Only Tucker knew about Chester’s technophobia, that he would fire up a space shuttle sooner than he would switch on a computer. He kept it one of Lord & Company’s darkest business secrets. Investment bankers were expected to be comfortable with technology. In reality, Chester imagined himself a dumb and frightened turtle, head pulled back in its shell, attempting to cross the superhighway of global data. Without Tucker, he would be a flattened turtle.
Chester marveled at how easily Tucker Fisk controlled things. He studied his twenty-eight-year-old protégé, whose veins coursed with the ancient blood of Anglo-Saxon warriors. He was dressed in an Armani Black Label suit. The fine fabric was a bit vain for Chester, who took a certain pride in buying his suits off the rack just as he had in college, even though he could afford suits of spun gold if he chose. Tucker’s blond hair, darker than Cornelia’s, was brushed back in waves from a face with a heavy, pleasing coat of flesh that revealed little in the way of bone structure.
More than anything else Chester envied about him, Tucker knew how to take risks without hurting himself. At Yale, he had made quarterback on pure fearlessness. He wore an oversized protective helmet pumped full of air so he could wait that extra second to snap the ball without getting hurt too badly when they knocked him down. Chester searched his poker-player eyes, sharp as industrial metals.
He thought of the way those eyes danced on the day Tucker plowed through Lord & Company for Chester like a delighted Grim Reaper, the smug executives who had sneered at Chester begging to do exactly as he and Tucker instructed them. What a triumph, walking through Lord & Company and for the first time actually feeling like the boss. Tucker had created that moment for him, this boy who could forge mega-deals and intimidate older executives. With the magical tungsten wafer on his lap, Tucker could handle any problem.
With the exception of Cornelia.
“Perhaps you could explain,” Chester finally asked him, “how she wound up in the Plaza fountain.”

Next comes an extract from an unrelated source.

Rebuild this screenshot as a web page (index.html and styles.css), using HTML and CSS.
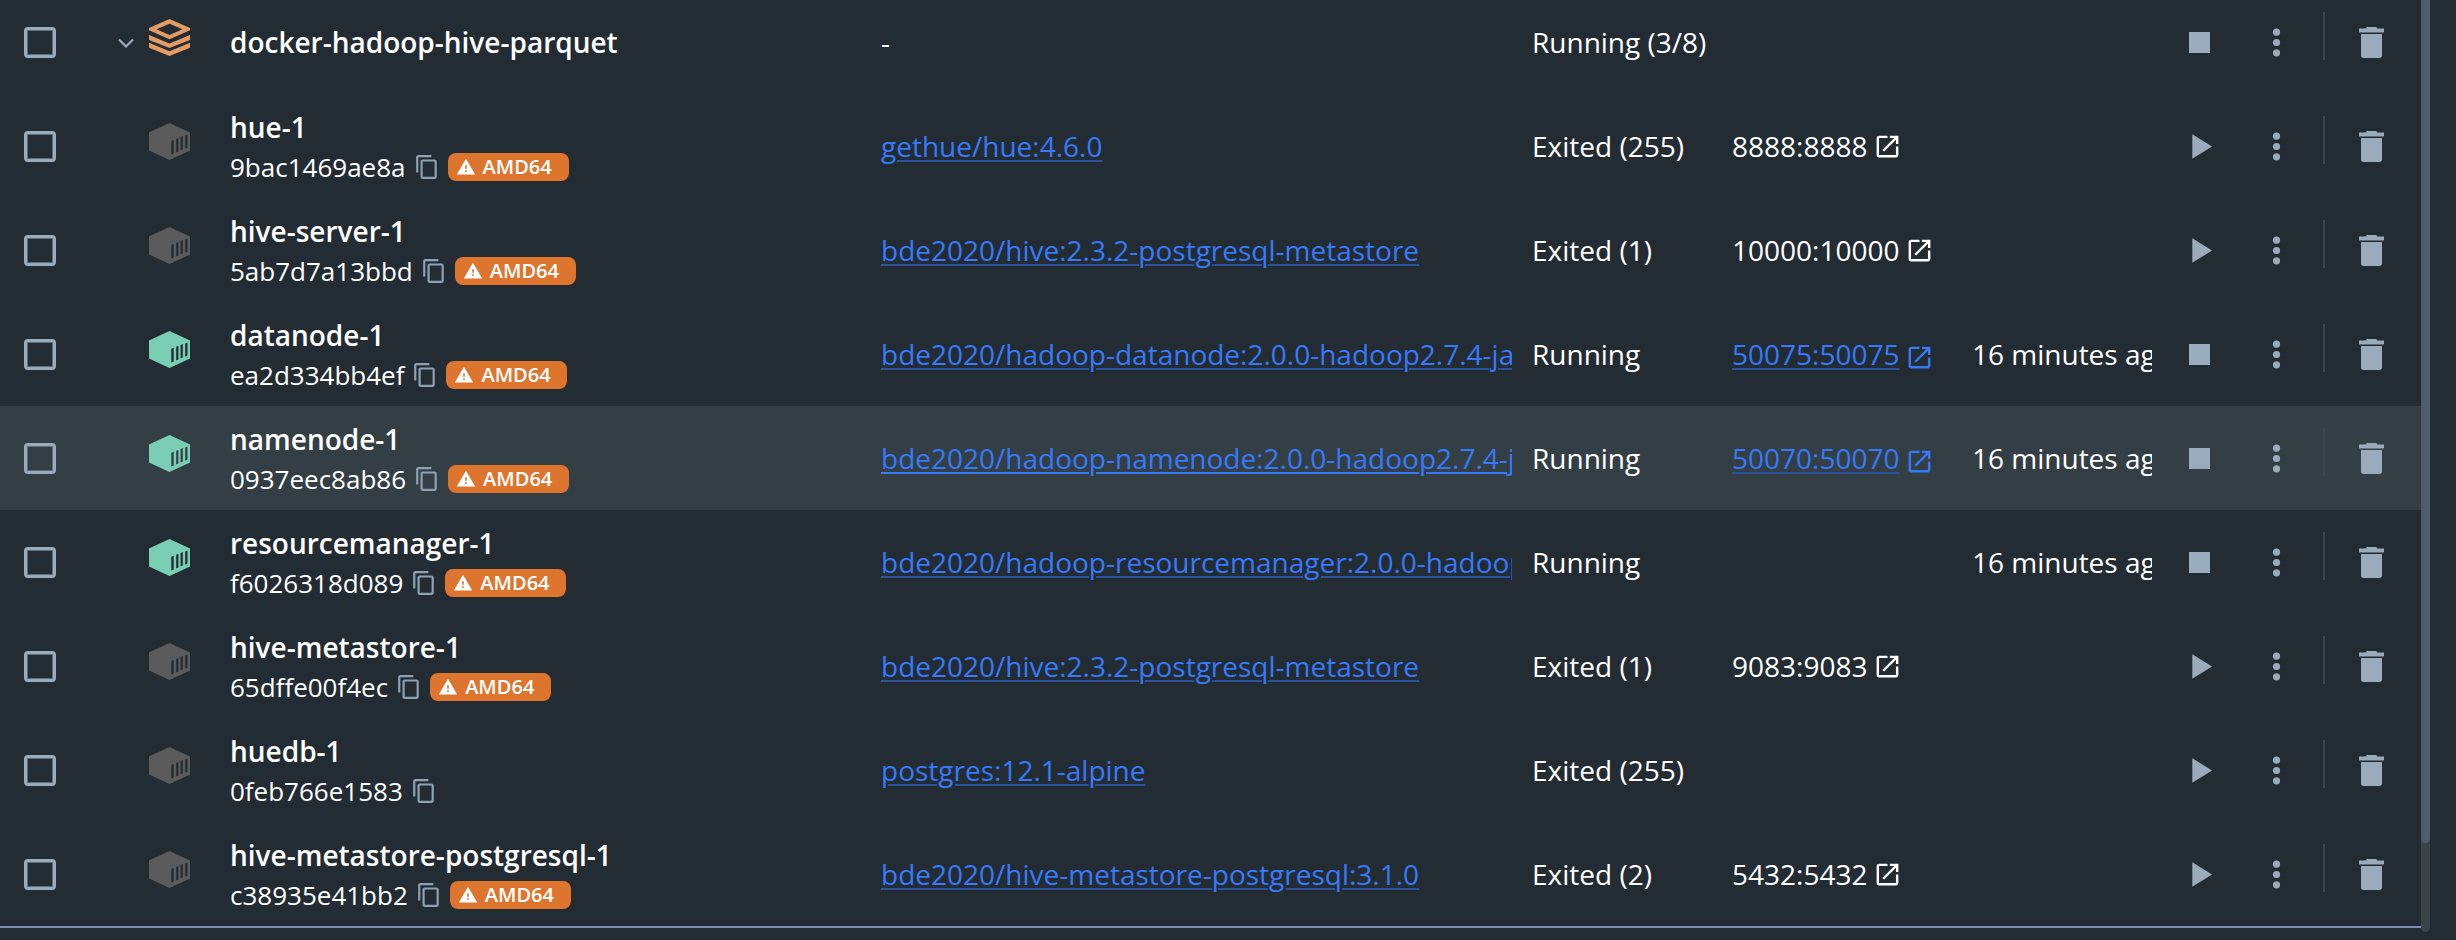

“She has a wild streak, but I’m working on that,” Tucker explained in his careful baritone with its faint edge of Young Man In A Hurry. “I arranged a special Saturday for us. No pressure on her. I invited my college roommate, Tony, and his wife along. Corny didn’t drink, and I thought I saw her take her medication. Anyway, she seemed okay. We all drove out to the airport to go dogfighting.”